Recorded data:
|---|

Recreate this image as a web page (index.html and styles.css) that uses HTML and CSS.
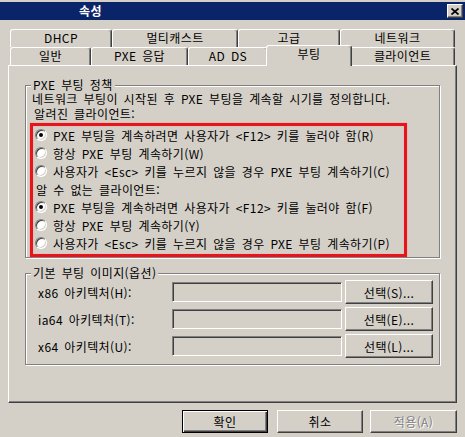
FILE: index.html
```html
<!DOCTYPE html>
<html lang="ko">
<head>
<meta charset="utf-8">
<title>속성</title>
<link rel="stylesheet" href="styles.css">
</head>
<body>
<div class="window">
  <div class="titlebar">
    <span class="title">속성</span>
    <span class="close"><svg width="8" height="7" viewBox="0 0 8 7"><path d="M0.5 0.5L7.5 6.5M7.5 0.5L0.5 6.5" stroke="#000" stroke-width="1.7" fill="none"/></svg></span>
  </div>
  <div class="tabs">
    <div class="tabrow">
      <div class="tab t-dhcp">DHCP</div>
      <div class="tab t-multi">멀티캐스트</div>
      <div class="tab t-adv">고급</div>
      <div class="tab t-net">네트워크</div>
    </div>
    <div class="tabrow">
      <div class="tab t-gen">일반</div>
      <div class="tab t-pxe">PXE 응답</div>
      <div class="tab t-ad">AD DS</div>
      <div class="tab t-boot selected">부팅</div>
      <div class="tab t-client">클라이언트</div>
    </div>
  </div>
  <div class="panel">
    <fieldset class="group g1">
      <legend>PXE 부팅 정책</legend>
      <p class="desc">네트워크 부팅이 시작된 후 PXE 부팅을 계속할 시기를 정의합니다.</p>
      <p class="sub">알려진 클라이언트:</p>
      <div class="redbox">
        <div class="opt"><span class="radio on"></span>PXE 부팅을 계속하려면 사용자가 &lt;F12&gt; 키를 눌러야 함(R)</div>
        <div class="opt"><span class="radio"></span>항상 PXE 부팅 계속하기(W)</div>
        <div class="opt"><span class="radio"></span>사용자가 &lt;Esc&gt; 키를 누르지 않을 경우 PXE 부팅 계속하기(C)</div>
        <div class="opt label">알 수 없는 클라이언트:</div>
        <div class="opt"><span class="radio on"></span>PXE 부팅을 계속하려면 사용자가 &lt;F12&gt; 키를 눌러야 함(F)</div>
        <div class="opt"><span class="radio"></span>항상 PXE 부팅 계속하기(Y)</div>
        <div class="opt"><span class="radio"></span>사용자가 &lt;Esc&gt; 키를 누르지 않을 경우 PXE 부팅 계속하기(P)</div>
      </div>
    </fieldset>
    <fieldset class="group g2">
      <legend>기본 부팅 이미지(옵션)</legend>
      <div class="row"><span class="rlabel">x86 아키텍처(H):</span><span class="field"></span><span class="btn sel">선택(S)...</span></div>
      <div class="row"><span class="rlabel">ia64 아키텍처(T):</span><span class="field"></span><span class="btn sel">선택(E)...</span></div>
      <div class="row"><span class="rlabel">x64 아키텍처(U):</span><span class="field"></span><span class="btn sel">선택(L)...</span></div>
    </fieldset>
  </div>
  <div class="buttons">
    <span class="btn dlg default">확인</span>
    <span class="btn dlg cancel">취소</span>
    <span class="btn dlg apply disabled">적용(A)</span>
  </div>
</div>
</body>
</html>
```
FILE: styles.css
```css
* { box-sizing: border-box; }
html, body { margin: 0; padding: 0; }
body {
  background: #d4d0c8;
  font-family: "Noto Sans CJK KR", "Noto Sans", sans-serif;
  font-size: 12px;
  letter-spacing: 0.4px;
  word-spacing: 2px;
  color: #000;
  width: 465px;
  height: 437px;
  overflow: hidden;
}
.titlebar {
  margin-top: 2px;
  height: 18px;
  background: #0a246a;
  display: flex;
  align-items: center;
  padding-left: 79px;
  padding-right: 2px;
}
.title { color: #fff; font-weight: bold; flex: 1; line-height: 18px; }
.close {
  width: 16px;
  height: 14px;
  background: #d4d0c8;
  border: 1px solid;
  border-color: #fff #404040 #404040 #fff;
  box-shadow: inset -1px -1px #808080;
  display: flex;
  align-items: center;
  justify-content: center;
}
.close svg { display: block; }

.tabs { padding: 9px 0 0 10px; }
.tabrow { display: flex; height: 18px; }
.tab {
  height: 18px;
  border-top: 1px solid #fff;
  border-left: 1px solid #fff;
  border-right: 1px solid #404040;
  box-shadow: inset -1px 0 #808080;
  border-radius: 3px 3px 0 0;
  text-align: center;
  line-height: 16px;
  background: #d4d0c8;
}
.t-dhcp { width: 102px; }
.t-multi { width: 126px; }
.t-adv { width: 102px; }
.t-net { width: 115px; }
.t-gen { width: 81px; }
.t-pxe { width: 97px; }
.t-ad { width: 80px; }
.t-boot { width: 82px; }
.t-client { width: 105px; }
.tab.selected {
  position: relative;
  z-index: 2;
  width: 86px;
  height: 21px;
  margin: -2px -2px 0 -2px;
  line-height: 16px;
}

.panel {
  margin-left: 8px;
  width: 449px;
  height: 338px;
  border: 1px solid;
  border-color: #fff #404040 #404040 #fff;
  box-shadow: inset -1px -1px #808080;
  padding: 0 16px;
}
.group {
  margin: 12px 0 0;
  padding: 0;
  border: 1px solid #808080;
  box-shadow: inset 1px 1px #fff, 1px 1px #fff;
  min-width: 0;
}
.group legend {
  margin-left: 5px;
  padding: 0 2px;
  line-height: 14px;
  background: #d4d0c8;
}
.desc { margin: 0 0 0 6px; line-height: 14px; }
.sub { margin: 1px 0 0 8px; line-height: 14px; }
.redbox {
  margin: 2px 0 0 4px;
  width: 377px;
  border: 3px solid #e8141c;
  box-shadow: 0 0 1px #f07070, inset 0 0 1px #f07070;
  padding: 0 0 2px 2px;
}
.opt {
  height: 18px;
  display: flex;
  align-items: center;
  white-space: nowrap;
}
.opt.label { padding-left: 1px; }
.radio {
  position: relative;
  width: 12px;
  height: 12px;
  border-radius: 50%;
  background: #fff;
  border: 1px solid;
  border-color: #808080 #fff #fff #808080;
  box-shadow: inset 1px 1px #404040, inset -1px -1px #d4d0c8;
  margin-right: 6px;
  flex: none;
}
.radio.on::after {
  content: "";
  position: absolute;
  left: 3px;
  top: 3px;
  width: 4px;
  height: 4px;
  border-radius: 50%;
  background: #000;
}

.g2 { margin-top: 8px; padding-bottom: 6px; }
.row {
  display: flex;
  align-items: center;
  height: 24px;
  margin-bottom: 3px;
}
.row:last-child { margin-bottom: 0; }
.rlabel { width: 146px; padding-left: 12px; white-space: nowrap; }
.field {
  width: 170px;
  height: 20px;
  border: 1px solid;
  border-color: #808080 #fff #fff #808080;
  box-shadow: inset 1px 1px #404040, inset -1px -1px #d4d0c8;
  margin-right: 3px;
}
.btn {
  display: flex;
  align-items: center;
  justify-content: center;
  border: 1px solid;
  border-color: #fff #404040 #404040 #fff;
  box-shadow: inset -1px -1px #808080;
  white-space: nowrap;
}
.btn.sel { width: 88px; height: 24px; }

.buttons {
  display: flex;
  justify-content: flex-end;
  padding-right: 8px;
  margin-top: 7px;
}
.btn.dlg { height: 23px; }
.default {
  width: 86px;
  border: 1px solid #000;
  box-shadow: inset 1px 1px #fff, inset -1px -1px #404040, inset -2px -2px #808080;
}
.cancel { width: 86px; margin-left: 9px; }
.apply { width: 87px; margin-left: 7px; }
.disabled { color: #808080; text-shadow: 1px 1px #fff; }
```
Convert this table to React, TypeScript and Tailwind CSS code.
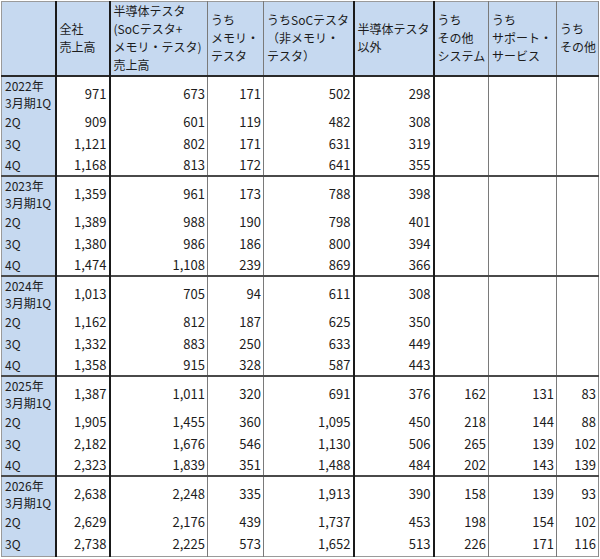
import React from 'react';

type Group = {
  year: string;
  rows: string[][];
};

const headers: string[][] = [
  [],
  ['全社', '売上高'],
  ['半導体テスタ', '(SoCテスタ+', 'メモリ・テスタ)', '売上高'],
  ['うち', 'メモリ・', 'テスタ'],
  ['うちSoCテスタ', '（非メモリ・', 'テスタ）'],
  ['半導体テスタ', '以外'],
  ['うち', 'その他', 'システム'],
  ['うち', 'サポート・', 'サービス'],
  ['うち', 'その他'],
];

const groups: Group[] = [
  {
    year: '2022年',
    rows: [
      ['971', '673', '171', '502', '298', '', '', ''],
      ['909', '601', '119', '482', '308', '', '', ''],
      ['1,121', '802', '171', '631', '319', '', '', ''],
      ['1,168', '813', '172', '641', '355', '', '', ''],
    ],
  },
  {
    year: '2023年',
    rows: [
      ['1,359', '961', '173', '788', '398', '', '', ''],
      ['1,389', '988', '190', '798', '401', '', '', ''],
      ['1,380', '986', '186', '800', '394', '', '', ''],
      ['1,474', '1,108', '239', '869', '366', '', '', ''],
    ],
  },
  {
    year: '2024年',
    rows: [
      ['1,013', '705', '94', '611', '308', '', '', ''],
      ['1,162', '812', '187', '625', '350', '', '', ''],
      ['1,332', '883', '250', '633', '449', '', '', ''],
      ['1,358', '915', '328', '587', '443', '', '', ''],
    ],
  },
  {
    year: '2025年',
    rows: [
      ['1,387', '1,011', '320', '691', '376', '162', '131', '83'],
      ['1,905', '1,455', '360', '1,095', '450', '218', '144', '88'],
      ['2,182', '1,676', '546', '1,130', '506', '265', '139', '102'],
      ['2,323', '1,839', '351', '1,488', '484', '202', '143', '139'],
    ],
  },
  {
    year: '2026年',
    rows: [
      ['2,638', '2,248', '335', '1,913', '390', '158', '139', '93'],
      ['2,629', '2,176', '439', '1,737', '453', '198', '154', '102'],
      ['2,738', '2,225', '573', '1,652', '513', '226', '171', '116'],
    ],
  },
];

const colWidths = [
  'w-[54px]',
  'w-[54px]',
  'w-[98px]',
  'w-[56px]',
  'w-[90px]',
  'w-[80px]',
  'w-[55px]',
  'w-[68px]',
  'w-[42px]',
];

// heavy lines after 1st, 2nd, 5th and 6th columns
const rightBorder = [
  'border-r-2 border-r-[#1a1a1a]',
  'border-r-2 border-r-[#1a1a1a]',
  'border-r border-r-[#7a7a7a]',
  'border-r border-r-[#7a7a7a]',
  'border-r-2 border-r-[#1a1a1a]',
  'border-r-2 border-r-[#1a1a1a]',
  'border-r border-r-[#7a7a7a]',
  'border-r border-r-[#7a7a7a]',
  'border-r border-r-[#8a8a8a]',
];

const quarters = ['1Q', '2Q', '3Q', '4Q'];

function rowHeight(r: number, last: boolean) {
  if (r === 0) return 'h-[35px] border-t-2 border-t-[#4a4a4a]';
  if (last) return 'h-[24px]';
  if (r === 3) return 'h-[21px]';
  return 'h-[22px]';
}

export default function App() {
  return (
    <div className="w-[600px] h-[559px] bg-white pt-px pl-px overflow-hidden">
      <table
        className="table-fixed border-collapse w-[597px] text-[12px] leading-[18px] text-[#1c1c1c] border border-[#9a9a9a]"
        style={{ fontFamily: '"Noto Sans CJK JP", "Noto Sans", sans-serif' }}
      >
        <colgroup>
          {colWidths.map((w, i) => (
            <col key={i} className={w} />
          ))}
        </colgroup>
        <thead>
          <tr className="h-[74px] bg-[#c6d9f0] border-b-2 border-b-[#2a2a2a]">
            {headers.map((lines, i) => (
              <th
                key={i}
                className={`${rightBorder[i]} font-normal text-left align-middle pl-[3px] pr-0 py-0 whitespace-nowrap`}
              >
                {lines.map((l, j) => (
                  <div key={j}>{l}</div>
                ))}
              </th>
            ))}
          </tr>
        </thead>
        <tbody>
          {groups.map((g, gi) =>
            g.rows.map((row, r) => (
              <tr
                key={g.year + r}
                className={rowHeight(r, gi === groups.length - 1 && r === g.rows.length - 1)}
              >
                <td className={`${rightBorder[0]} bg-[#c6d9f0] pl-[3px] pr-0 py-0 align-middle whitespace-nowrap`}>
                  {r === 0 ? (
                    <div className="leading-[17px]">
                      <div>{g.year}</div>
                      <div>3月期1Q</div>
                    </div>
                  ) : (
                    quarters[r]
                  )}
                </td>
                {row.map((v, c) => (
                  <td
                    key={c}
                    className={`${rightBorder[c + 1]} text-right text-[13px] pr-[2px] pl-0 py-0 align-middle whitespace-nowrap`}
                  >
                    {v}
                  </td>
                ))}
              </tr>
            ))
          )}
        </tbody>
      </table>
    </div>
  );
}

|---|

Exercise instructions:
Among these entries, how many lines include the string "table"? Reply with the number by itself.

Answer for this exercise:
4